--- Begin Data block ---

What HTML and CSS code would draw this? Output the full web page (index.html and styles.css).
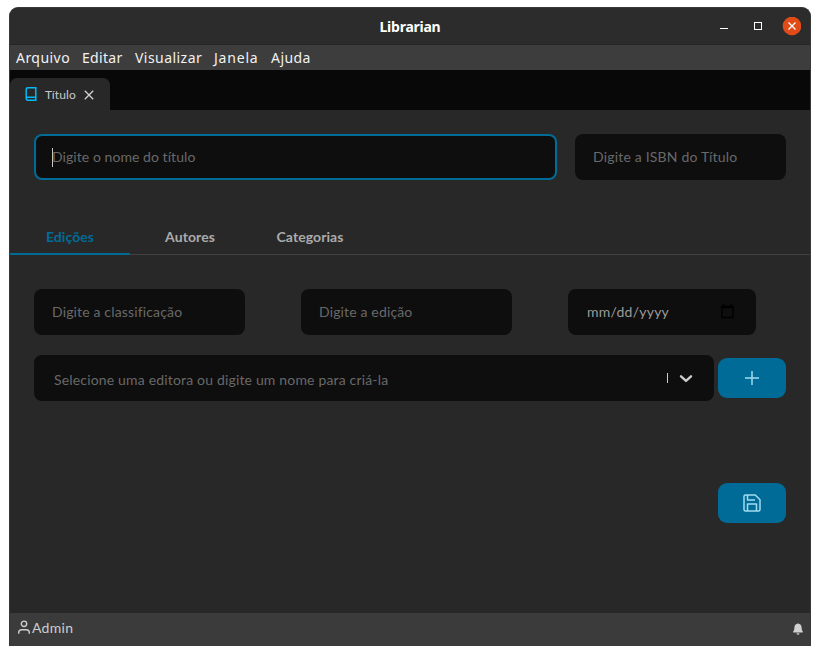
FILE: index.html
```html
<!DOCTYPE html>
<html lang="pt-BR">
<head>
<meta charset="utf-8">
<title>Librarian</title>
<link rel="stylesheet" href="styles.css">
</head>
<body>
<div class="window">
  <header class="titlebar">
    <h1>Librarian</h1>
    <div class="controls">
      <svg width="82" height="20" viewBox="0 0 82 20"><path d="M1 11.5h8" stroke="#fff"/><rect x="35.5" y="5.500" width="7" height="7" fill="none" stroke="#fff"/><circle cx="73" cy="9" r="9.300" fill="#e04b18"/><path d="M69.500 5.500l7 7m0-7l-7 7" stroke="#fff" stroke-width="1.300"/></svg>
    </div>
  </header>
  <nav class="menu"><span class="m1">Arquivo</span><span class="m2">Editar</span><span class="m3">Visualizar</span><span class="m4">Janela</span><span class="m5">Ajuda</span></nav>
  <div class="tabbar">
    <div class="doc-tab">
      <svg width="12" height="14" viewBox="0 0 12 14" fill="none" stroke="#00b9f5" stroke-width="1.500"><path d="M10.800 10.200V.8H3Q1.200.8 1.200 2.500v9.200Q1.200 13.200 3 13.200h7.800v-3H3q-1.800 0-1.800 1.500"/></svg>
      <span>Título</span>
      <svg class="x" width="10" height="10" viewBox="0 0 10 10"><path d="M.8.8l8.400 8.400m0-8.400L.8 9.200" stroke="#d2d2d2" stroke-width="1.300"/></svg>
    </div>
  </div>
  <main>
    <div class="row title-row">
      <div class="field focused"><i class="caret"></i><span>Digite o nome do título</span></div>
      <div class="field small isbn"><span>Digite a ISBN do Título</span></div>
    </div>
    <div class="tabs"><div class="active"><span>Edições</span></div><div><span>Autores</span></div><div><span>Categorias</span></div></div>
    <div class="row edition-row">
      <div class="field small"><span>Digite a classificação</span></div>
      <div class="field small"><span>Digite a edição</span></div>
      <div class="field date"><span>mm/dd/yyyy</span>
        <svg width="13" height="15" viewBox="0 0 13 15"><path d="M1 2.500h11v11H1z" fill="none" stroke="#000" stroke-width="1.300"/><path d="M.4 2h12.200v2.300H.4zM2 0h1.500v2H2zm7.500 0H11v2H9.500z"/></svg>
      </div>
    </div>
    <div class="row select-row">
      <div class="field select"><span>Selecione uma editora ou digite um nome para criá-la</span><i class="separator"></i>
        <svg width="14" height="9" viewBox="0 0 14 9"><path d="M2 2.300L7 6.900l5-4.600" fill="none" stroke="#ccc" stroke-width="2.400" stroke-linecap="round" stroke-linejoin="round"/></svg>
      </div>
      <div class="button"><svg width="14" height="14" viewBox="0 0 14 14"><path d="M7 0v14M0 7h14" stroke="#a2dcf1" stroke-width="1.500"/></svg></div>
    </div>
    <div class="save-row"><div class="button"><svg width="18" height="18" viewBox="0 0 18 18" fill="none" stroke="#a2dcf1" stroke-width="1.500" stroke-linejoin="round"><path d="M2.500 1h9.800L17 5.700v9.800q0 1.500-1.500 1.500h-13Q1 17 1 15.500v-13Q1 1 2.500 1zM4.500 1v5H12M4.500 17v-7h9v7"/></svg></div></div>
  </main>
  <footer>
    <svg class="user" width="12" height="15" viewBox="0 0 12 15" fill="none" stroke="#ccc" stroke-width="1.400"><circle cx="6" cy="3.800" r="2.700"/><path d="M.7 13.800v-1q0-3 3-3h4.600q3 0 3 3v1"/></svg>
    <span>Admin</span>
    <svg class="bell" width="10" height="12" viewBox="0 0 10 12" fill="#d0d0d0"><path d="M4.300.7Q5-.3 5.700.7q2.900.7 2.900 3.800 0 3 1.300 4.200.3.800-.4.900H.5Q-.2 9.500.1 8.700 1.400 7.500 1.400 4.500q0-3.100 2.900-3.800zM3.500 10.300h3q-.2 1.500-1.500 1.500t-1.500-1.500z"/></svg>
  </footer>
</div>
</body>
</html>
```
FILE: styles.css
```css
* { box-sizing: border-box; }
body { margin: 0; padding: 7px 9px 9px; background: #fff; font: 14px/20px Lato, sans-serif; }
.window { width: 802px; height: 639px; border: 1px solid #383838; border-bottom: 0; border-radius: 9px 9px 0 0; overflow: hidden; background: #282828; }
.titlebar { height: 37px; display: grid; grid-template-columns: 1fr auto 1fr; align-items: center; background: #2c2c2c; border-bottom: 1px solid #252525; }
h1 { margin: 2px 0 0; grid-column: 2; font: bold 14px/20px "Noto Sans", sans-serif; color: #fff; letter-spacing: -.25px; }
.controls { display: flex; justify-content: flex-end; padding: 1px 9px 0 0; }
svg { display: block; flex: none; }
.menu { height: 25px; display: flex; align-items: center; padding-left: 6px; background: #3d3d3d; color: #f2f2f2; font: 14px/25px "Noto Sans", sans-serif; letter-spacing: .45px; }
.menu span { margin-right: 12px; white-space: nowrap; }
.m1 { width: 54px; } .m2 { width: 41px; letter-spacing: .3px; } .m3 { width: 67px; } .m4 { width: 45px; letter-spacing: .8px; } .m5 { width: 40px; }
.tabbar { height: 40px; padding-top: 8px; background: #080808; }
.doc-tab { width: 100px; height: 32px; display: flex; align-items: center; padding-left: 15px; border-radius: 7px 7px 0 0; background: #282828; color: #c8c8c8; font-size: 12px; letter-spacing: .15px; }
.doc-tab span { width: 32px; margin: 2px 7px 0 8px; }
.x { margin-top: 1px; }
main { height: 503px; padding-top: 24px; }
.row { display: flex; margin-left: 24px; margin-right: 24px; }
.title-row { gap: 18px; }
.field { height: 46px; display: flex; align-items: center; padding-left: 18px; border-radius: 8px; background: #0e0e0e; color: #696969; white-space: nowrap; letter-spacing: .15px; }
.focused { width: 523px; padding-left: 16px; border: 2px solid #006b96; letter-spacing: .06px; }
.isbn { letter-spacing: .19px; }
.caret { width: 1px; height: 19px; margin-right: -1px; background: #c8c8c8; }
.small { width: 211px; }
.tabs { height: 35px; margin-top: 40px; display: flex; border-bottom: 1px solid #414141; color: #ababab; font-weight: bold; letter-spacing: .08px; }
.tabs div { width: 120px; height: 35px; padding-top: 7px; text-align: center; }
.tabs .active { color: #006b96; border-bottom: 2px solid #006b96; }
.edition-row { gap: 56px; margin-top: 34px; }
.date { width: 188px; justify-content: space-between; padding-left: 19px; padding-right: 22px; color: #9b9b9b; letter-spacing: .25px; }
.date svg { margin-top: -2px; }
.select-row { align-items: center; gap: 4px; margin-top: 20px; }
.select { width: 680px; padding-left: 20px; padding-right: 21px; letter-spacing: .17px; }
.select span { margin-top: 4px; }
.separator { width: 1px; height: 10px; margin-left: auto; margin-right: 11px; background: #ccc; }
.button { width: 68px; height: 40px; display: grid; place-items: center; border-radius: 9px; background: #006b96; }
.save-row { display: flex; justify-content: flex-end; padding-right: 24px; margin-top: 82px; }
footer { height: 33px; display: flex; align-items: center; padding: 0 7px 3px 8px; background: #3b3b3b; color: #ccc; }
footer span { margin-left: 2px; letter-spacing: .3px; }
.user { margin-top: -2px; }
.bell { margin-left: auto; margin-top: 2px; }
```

--- End Data block ---

▶ **The exercise**
From the material above, copy each line that includes the word "index".

▶ **Complete response**
What HTML and CSS code would draw this? Output the full web page (index.html and styles.css).
FILE: index.html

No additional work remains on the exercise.